WotC’s lawyers found a way to potentially invalidate the OGL that allowed publishers to profit from D&D-comparable products without giving WotC a cut. Incensed D&D fans forced the company to kill the plan. (See D&D’s Biggest Controversies Ranked—3. Wizards of the Coast Attempts To Revoke the Current Open Gaming License.)
Unlike D&D 3.5, I suspect something more noble than a cash grab led to the release of D&D’s 2024 update. In a 2020 article on diversity, the team wrote that in the six years since fifth edition’s release “making D&D as welcoming and inclusive as possible has moved to the forefront of our priorities.” D&D needed a new Player’s Handbook that dropped racial ability score modifiers and reflected the priority. As a bonus, the team could also make refinements based on years of play. (For my prediction of an upcoming update, see D&D‘s Ongoing Updates and How a Priority Could Lead to New Core Books.) The 2024 books include many improvements that I love.
Despite the good intentions, the 2024 update suggests Hasbro’s corporate influence, and I think the meddling left us with a weaker game than the D&D team might have created if left alone.
Watch the videos promoting the update to fans. The designers rarely mention all the welcome refinements and corrections to the existing rules. Instead, they boast of additions that never appeared on anyone’s wish list of essential updates.

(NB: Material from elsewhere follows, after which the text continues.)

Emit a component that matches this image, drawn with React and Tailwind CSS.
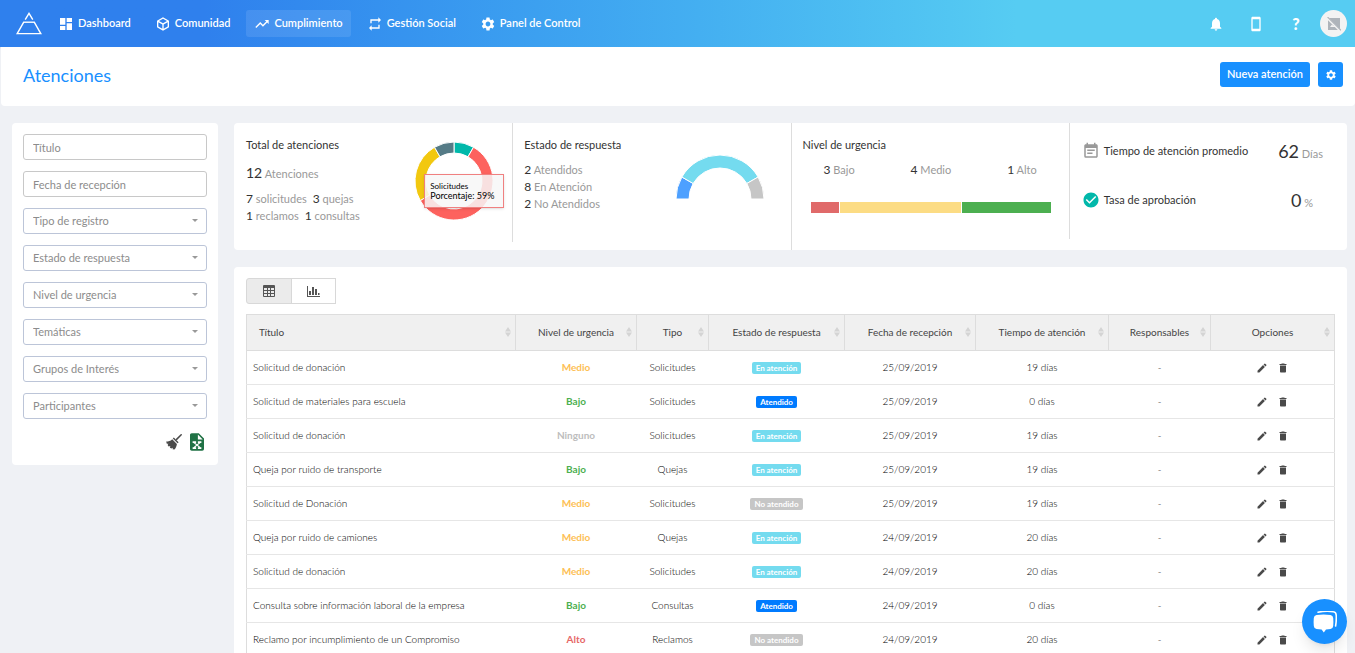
import React from "react";
import {
  MdDashboard,
  MdTrendingUp,
  MdRepeat,
  MdSettings,
  MdNotifications,
  MdStayCurrentPortrait,
  MdModeEdit,
  MdDelete,
  MdEventNote,
  MdCheckCircle,
} from "react-icons/md";

function CubeIcon({ className }) {
  return (
    <svg viewBox="0 0 24 24" className={className} fill="currentColor" aria-hidden="true">
      <path d="M21,16.5C21,16.88 20.79,17.21 20.47,17.38L12.57,21.82C12.41,21.94 12.21,22 12,22C11.79,22 11.59,21.94 11.43,21.82L3.53,17.38C3.21,17.21 3,16.88 3,16.5V7.5C3,7.12 3.21,6.79 3.53,6.62L11.43,2.18C11.59,2.06 11.79,2 12,2C12.21,2 12.41,2.06 12.57,2.18L20.47,6.62C20.79,6.79 21,7.12 21,7.5V16.5M12,4.15L6.04,7.5L12,10.85L17.96,7.5L12,4.15M5,15.91L11,19.29V12.58L5,9.21V15.91M19,15.91V9.21L13,12.58V19.29L19,15.91Z" />
    </svg>
  );
}

function ExcelIcon({ className }) {
  return (
    <svg viewBox="4 2 16 20" className={className} fill="currentColor" aria-hidden="true">
      <path d="M13,9H18.5L13,3.5V9M6,2H14L20,8V20A2,2 0 0,1 18,22H6C4.89,22 4,21.1 4,20V4C4,2.89 4.89,2 6,2M17,11H13V13H14L12,14.67L10,13H11V11H7V13H8L11,15.5L8,18H7V20H11V18H10L12,16.33L14,18H13V20H17V18H16L13,15.5L16,13H17V11Z" />
    </svg>
  );
}

function BroomIcon({ className }) {
  return (
    <svg viewBox="0 0 16 16" className={className} aria-hidden="true">
      <path d="M15.200 .8 10.600 5.400" stroke="currentColor" strokeWidth="1.500" strokeLinecap="round" />
      <path d="M7.800 3.400 12.600 8.200 11.600 9.200 6.800 4.400z" fill="currentColor" />
      <path d="M6.200 5.200 10.900 9.900C10.700 12 9.800 14 8.400 15.600L6.600 15.200 6.800 13.800 5.200 14.600 3.800 13.400 4.400 12 2.600 12.600 1.600 11 2.400 9.800.8 9.800.2 7.600C2.400 7.600 4.600 7 6.200 5.200z" fill="currentColor" />
    </svg>
  );
}

function Logo() {
  return (
    <svg viewBox="0 0 26 23" className="h-[23px] w-[26px]" fill="none" stroke="#fff" strokeWidth="1.4" aria-hidden="true">
      <path d="M9.2 7.6 L13 1.4 L16.8 7.6" />
      <path d="M7.6 10.2 H18.4" />
      <path d="M7.9 9.8 L1.2 21.6 H24.8 L18.1 9.8" />
    </svg>
  );
}

function GridIcon() {
  return (
    <svg viewBox="0 0 12 12" className="h-3 w-3" aria-hidden="true">
      <rect width="12" height="12" rx="1" fill="#555" />
      {[3, 6, 9].map((y) =>
        [1, 5, 8].map((x) => (
          <rect key={`${x}-${y}`} x={x} y={y} width={x === 5 ? 2 : 3} height="2" fill="#ebebeb" />
        ))
      )}
    </svg>
  );
}

function BarsIcon() {
  return (
    <svg viewBox="0 0 13 12" className="h-3 w-[13px]" fill="#555" aria-hidden="true">
      <path d="M0 1h1v10h12v1H0z" />
      <path d="M2 6h2v4H2zM5 2h2v8H5zM8 4h2v6H8zM11 8H12.500v2h-1.500z" />
    </svg>
  );
}

const ring = (cx, cy, outer, inner, from, to) => {
  const at = (r, deg) => {
    const a = ((deg - 90) * Math.PI) / 180;
    return `${(cx + r * Math.cos(a)).toFixed(2)} ${(cy + r * Math.sin(a)).toFixed(2)}`;
  };
  const large = to - from > 180 ? 1 : 0;
  return `M${at(outer, from)}A${outer} ${outer} 0 ${large} 1 ${at(outer, to)}L${at(inner, to)}A${inner} ${inner} 0 ${large} 0 ${at(inner, from)}Z`;
};

const typeSlices = [
  { from: 0, to: 30, color: "#01b8aa" },
  { from: 30, to: 240, color: "#fd625e" },
  { from: 240, to: 330, color: "#f2c80f" },
  { from: 330, to: 360, color: "#557b86" },
];

const answerSlices = [
  { from: -90, to: -60, color: "#4da0ff" },
  { from: -60, to: 60, color: "#74dbef" },
  { from: 60, to: 90, color: "#c6c6c6" },
];

const navItems = [
  { label: "Dashboard", icon: MdDashboard },
  { label: "Comunidad", icon: CubeIcon },
  { label: "Cumplimiento", icon: MdTrendingUp, active: true },
  { label: "Gestión Social", icon: MdRepeat },
  { label: "Panel de Control", icon: MdSettings },
];

const selects = [
  "Tipo de registro",
  "Estado de respuesta",
  "Nivel de urgencia",
  "Temáticas",
  "Grupos de Interés",
  "Participantes",
];

const columns = [
  { label: "Título", width: "w-[269px]" },
  { label: "Nivel de urgencia", width: "w-[121px]" },
  { label: "Tipo", width: "w-[72px]" },
  { label: "Estado de respuesta", width: "w-[136px]" },
  { label: "Fecha de recepción", width: "w-[131px]" },
  { label: "Tiempo de atención", width: "w-[133px]" },
  { label: "Responsables", width: "w-[102px]" },
  { label: "Opciones", width: "w-[124px]" },
];

const rows = [
  ["Solicitud de donación", "Medio", "Solicitudes", "En atención", "25/09/2019", "19 días"],
  ["Solicitud de materiales para escuela", "Bajo", "Solicitudes", "Atendido", "25/09/2019", "0 días"],
  ["Solicitud de donación", "Ninguno", "Solicitudes", "En atención", "25/09/2019", "19 días"],
  ["Queja por ruido de transporte", "Bajo", "Quejas", "En atención", "25/09/2019", "19 días"],
  ["Solicitud de Donación", "Medio", "Solicitudes", "No atendido", "25/09/2019", "19 días"],
  ["Queja por ruido de camiones", "Medio", "Quejas", "En atención", "24/09/2019", "20 días"],
  ["Solicitud de donación", "Medio", "Solicitudes", "En atención", "24/09/2019", "20 días"],
  ["Consulta sobre información laboral de la empresa", "Bajo", "Consultas", "Atendido", "24/09/2019", "0 días"],
  ["Reclamo por incumplimiento de un Compromiso", "Alto", "Reclamos", "No atendido", "24/09/2019", "20 días"],
];

const levelColor = {
  Medio: "text-[#fdc055]",
  Bajo: "text-[#4caf50]",
  Ninguno: "text-[#bdbdbd]",
  Alto: "text-[#e66767]",
};

const stateColor = {
  "En atención": "bg-[#74dbef]",
  Atendido: "bg-[#007bff]",
  "No atendido": "bg-[#c6c6c6]",
};

function Count({ n, children }) {
  return (
    <span className="text-[#999]">
      <span className="text-xs text-[#333]">{n}</span> {children}
    </span>
  );
}

function Header() {
  return (
    <header className="flex h-[47px] items-center bg-linear-to-r from-[#2f80ed] from-15% to-[#56ccf2] to-75% pr-2 pl-4 text-white shadow-sm">
      <a href="#inicio" aria-label="Inicio">
        <Logo />
      </a>
      <nav className="ml-2 flex flex-1 items-center gap-2">
        {navItems.map(({ label, icon: Icon, active }) => (
          <a
            key={label}
            href={`#${label}`}
            className={`flex h-[27px] items-center gap-1 rounded-[3px] px-2 text-[11px] font-semibold whitespace-nowrap ${active ? "bg-white/10" : ""}`}
          >
            <Icon className="h-4 w-4 shrink-0" />
            {label}
          </a>
        ))}
      </nav>
      <div className="flex items-center">
        <button type="button" aria-label="Notificaciones" className="flex w-10 justify-center">
          <MdNotifications className="h-4 w-4" />
        </button>
        <button type="button" aria-label="Móvil" className="flex w-10 justify-center">
          <MdStayCurrentPortrait className="h-4 w-4" />
        </button>
        <button type="button" aria-label="Ayuda" className="flex w-10 justify-center text-base font-black">
          ?
        </button>
        <button type="button" aria-label="Perfil" className="ml-1 flex h-[27px] w-[27px] items-center justify-center rounded-full bg-[#f3f3f3]">
          <svg viewBox="0 0 14 14" className="h-3.5 w-3.5" aria-hidden="true">
            <path d="M1 1h12v12H1z" fill="#aeb4ba" />
            <path d="M3 10h7l-2-2.6-1.6 1.5L5 7.600z" fill="#f3f3f3" />
            <path d="M0 .6 13.200 13.800" stroke="#f3f3f3" strokeWidth="2.200" />
            <path d="M.6 0 14 13.400" stroke="#aeb4ba" strokeWidth="1.100" />
          </svg>
        </button>
      </div>
    </header>
  );
}

function Filters() {
  return (
    <form className="w-[206px] shrink-0 rounded-sm bg-white px-[11px] pt-[11px] pb-3.5">
      <div className="flex flex-col gap-[11px]">
        {["Título", "Fecha de recepción"].map((label) => (
          <input
            key={label}
            type="text"
            aria-label={label}
            placeholder={label}
            className="h-[26px] w-full rounded-[3px] border border-[#c8c8c8] px-[9px] text-[11px] text-[#555] placeholder:text-[#8c8c8c]"
          />
        ))}
        {selects.map((label) => (
          <div key={label} className="relative">
            <select
              aria-label={label}
              className="block h-[26px] w-full appearance-none rounded-[3px] border border-[#bcc5d8] bg-white px-[9px] text-[11px] text-[#8c8c8c]"
            >
              <option>{label}</option>
            </select>
            <svg viewBox="0 0 6 3" className="pointer-events-none absolute top-[11px] right-[9px] h-[3px] w-1.5" fill="#999" aria-hidden="true">
              <path d="M0 0h6L3 3z" />
            </svg>
          </div>
        ))}
      </div>
      <div className="mt-3.5 flex items-center justify-end gap-2 pr-[3px]">
        <button type="button" aria-label="Limpiar filtros">
          <BroomIcon className="h-4 w-4 text-[#4a4a4a]" />
        </button>
        <button type="button" aria-label="Exportar a Excel">
          <ExcelIcon className="h-[18px] w-[14px] text-[#207245]" />
        </button>
      </div>
    </form>
  );
}

function Stats() {
  return (
    <section className="grid grid-cols-4 items-start rounded-sm bg-white text-[11px]">
      <div className="flex justify-between pt-3.5 pr-[18px] pl-3">
        <div>
          <h2 className="leading-4 text-[#333]">Total de atenciones</h2>
          <p className="mt-3 leading-4 text-[#999]">
            <span className="text-sm leading-4 text-[#333]">12</span> Atenciones
          </p>
          <p className="mt-2 flex gap-1.5 leading-[17px]">
            <Count n="7">solicitudes</Count>
            <Count n="3">quejas</Count>
          </p>
          <p className="flex gap-1.5 leading-[17px]">
            <Count n="1">reclamos</Count>
            <Count n="1">consultas</Count>
          </p>
        </div>
        <div className="relative mt-1 h-20 w-20">
          <svg viewBox="0 0 80 80" className="h-20 w-20" role="img" aria-label="Atenciones por tipo">
            {typeSlices.map((s) => (
              <path key={s.from} d={ring(40, 40, 39, 28, s.from, s.to)} fill={s.color} stroke="#fff" strokeWidth="1" />
            ))}
          </svg>
          <div className="absolute top-[33px] left-2.5 w-20 border border-[#f08080] bg-[#f7f7f7]/85 py-1.5 pl-[5px] text-[9px] leading-[10px] whitespace-nowrap text-black shadow">
            <div className="text-[8px]">Solicitudes</div>
            <div>Porcentaje: 59%</div>
          </div>
        </div>
      </div>
      <div className="flex min-h-[119px] justify-between border-l border-[#ddd] pt-3.5 pr-[27px] pl-[11px]">
        <div>
          <h2 className="leading-4 text-[#333]">Estado de respuesta</h2>
          <ul className="mt-2 leading-[17px]">
            <li><Count n="2">Atendidos</Count></li>
            <li><Count n="8">En Atención</Count></li>
            <li><Count n="2">No Atendidos</Count></li>
          </ul>
        </div>
        <svg viewBox="0 0 88 46" className="mt-[17px] h-[46px] w-[88px]" role="img" aria-label="Atenciones por estado">
          {answerSlices.map((s) => (
            <path key={s.from} d={ring(44, 45, 44, 31, s.from, s.to)} fill={s.color} stroke="#fff" strokeWidth="1" />
          ))}
        </svg>
      </div>
      <div className="min-h-[127px] border-l border-[#ddd] pt-3.5 pr-[18px] pl-[11px]">
        <h2 className="leading-4 text-[#333]">Nivel de urgencia</h2>
        <div className="mt-2 flex justify-between pr-3.5 pl-[21px] leading-[17px]">
          <Count n="3">Bajo</Count>
          <Count n="4">Medio</Count>
          <Count n="1">Alto</Count>
        </div>
        <div className="mt-6 ml-2 flex h-[11px] gap-px" role="img" aria-label="Atenciones por nivel de urgencia">
          <div className="basis-[12%] bg-[#e06a6a]" />
          <div className="flex-1 bg-[#fcdc84]" />
          <div className="basis-[37%] bg-[#4caf50]" />
        </div>
      </div>
      <div className="flex min-h-[116px] flex-col border-l border-[#ddd] pt-4 pr-6 pl-3 text-[#333]">
        <div className="flex h-6 items-center">
          <MdEventNote className="h-[18px] w-[18px] text-[#999]" />
          <h2 className="ml-1 flex-1">Tiempo de atención promedio</h2>
          <p><span className="text-lg leading-6">62</span> <span className="text-[#999]">Días</span></p>
        </div>
        <div className="mt-[25px] flex h-6 items-center pr-2.5">
          <MdCheckCircle className="h-[18px] w-[18px] text-[#01b8aa]" />
          <h2 className="ml-1 flex-1">Tasa de aprobación</h2>
          <p><span className="text-lg leading-6">0</span> <span className="text-[#999]">%</span></p>
        </div>
      </div>
    </section>
  );
}

function Requests() {
  return (
    <section className="rounded-sm bg-white px-3 pt-[11px] pb-4">
      <div className="mb-2.5 flex">
        <button type="button" aria-label="Ver tabla" className="flex h-[26px] w-[46px] items-center justify-center rounded-l-[3px] border border-[#d8d8d8] bg-[#ebebeb]">
          <GridIcon />
        </button>
        <button type="button" aria-label="Ver gráfico" className="-ml-px flex h-[26px] w-[45px] items-center justify-center border border-[#d8d8d8] bg-white">
          <BarsIcon />
        </button>
      </div>
      <table className="w-full table-fixed border-collapse border border-[#ddd] text-[10px] font-light text-black">
        <thead>
          <tr className="h-9 bg-[#f0f0f0]">
            {columns.map(({ label, width }, i) => (
              <th key={label} className={`relative border border-[#ddd] p-0 font-normal text-[#444] ${width} ${i === 0 ? "pl-3 text-left" : "text-center"}`}>
                {label}
                <svg viewBox="0 0 6 10" className="absolute top-3 right-1 h-2.5 w-1.5" fill="#d4d4d4" aria-hidden="true">
                  <path d="M0 4.500 3 0l3 4.500zM0 5.500h6L3 10z" />
                </svg>
              </th>
            ))}
          </tr>
        </thead>
        <tbody>
          {rows.map(([title, level, type, state, date, time], i) => (
            <tr key={i} className="h-[34px] border-b border-[#e6e6e6] text-center">
              <td className="pl-1.5 text-left">{title}</td>
              <td className={`font-bold ${levelColor[level]}`}>{level}</td>
              <td>{type}</td>
              <td>
                <span className={`inline-block rounded-[2px] px-1 text-[8px] leading-3 font-bold text-white ${stateColor[state]}`}>{state}</span>
              </td>
              <td>{date}</td>
              <td>{time}</td>
              <td>-</td>
              <td>
                <div className="flex justify-center gap-[9px] text-[#4a4a4a]">
                  <button type="button" aria-label={`Editar ${title}`}><MdModeEdit className="h-3 w-3" /></button>
                  <button type="button" aria-label={`Eliminar ${title}`}><MdDelete className="h-3 w-3" /></button>
                </div>
              </td>
            </tr>
          ))}
        </tbody>
      </table>
    </section>
  );
}

export default function App() {
  return (
    <div className="h-screen overflow-hidden bg-[#eff1f5] font-['Lato',sans-serif]">
      <Header />
      <div className="ml-px flex h-[59px] items-center justify-between rounded-b-sm bg-white pr-3 pb-1 pl-[22px]">
        <h1 className="text-lg text-[#1890ff]">Atenciones</h1>
        <div className="flex gap-2">
          <button type="button" className="h-[25px] rounded-[3px] bg-[#1890ff] px-[7px] text-[11px] font-semibold text-white">
            Nueva atención
          </button>
          <button type="button" aria-label="Configuración" className="flex h-[25px] w-[25px] items-center justify-center rounded-[3px] bg-[#1890ff] text-white">
            <MdSettings className="h-3 w-3" />
          </button>
        </div>
      </div>
      <main className="flex items-start gap-4 pt-[17px] pr-2 pl-3">
        <Filters />
        <div className="flex min-w-0 flex-1 flex-col gap-[17px]">
          <Stats />
          <Requests />
        </div>
      </main>
      <button type="button" aria-label="Abrir chat" className="fixed right-2 bottom-[9px] flex h-[45px] w-[45px] items-center justify-center rounded-full bg-[#1890ff] shadow-lg">
        <svg viewBox="0 0 24 22" className="h-[22px] w-6" aria-hidden="true">
          <path d="M5 1.200Q14 -.6 20.500 .8Q23 1.200 23.200 4Q23.600 9 22.600 15" fill="none" stroke="#fff" strokeWidth="1.600" strokeLinecap="round" />
          <path d="M3.500 4Q10.500 3 17.500 4Q20 4.400 20.200 7Q20.600 11 20.200 15Q20 17.600 17.500 18L13 18.400L10.800 21.600L8.600 18.400L3.500 18Q1 17.600 .8 15Q.4 11 .8 7Q1 4.400 3.500 4Z" fill="#fff" />
        </svg>
      </button>
    </div>
  );
}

Because few gamers asked for many of the advertised changes, I suspect the push to make them came from corporate. The most unnecessary and weakest additions to the 2024 version of the game seem like they came from a meeting where a marketing executive stood at a white board with a marker, turned to face the D&D design team, and then demanded that they pitch new goodies that would sell the 2024 books to players who already have the 2014 books. Years from now, I may write a post that includes quotes from those designers talking about just such a meeting.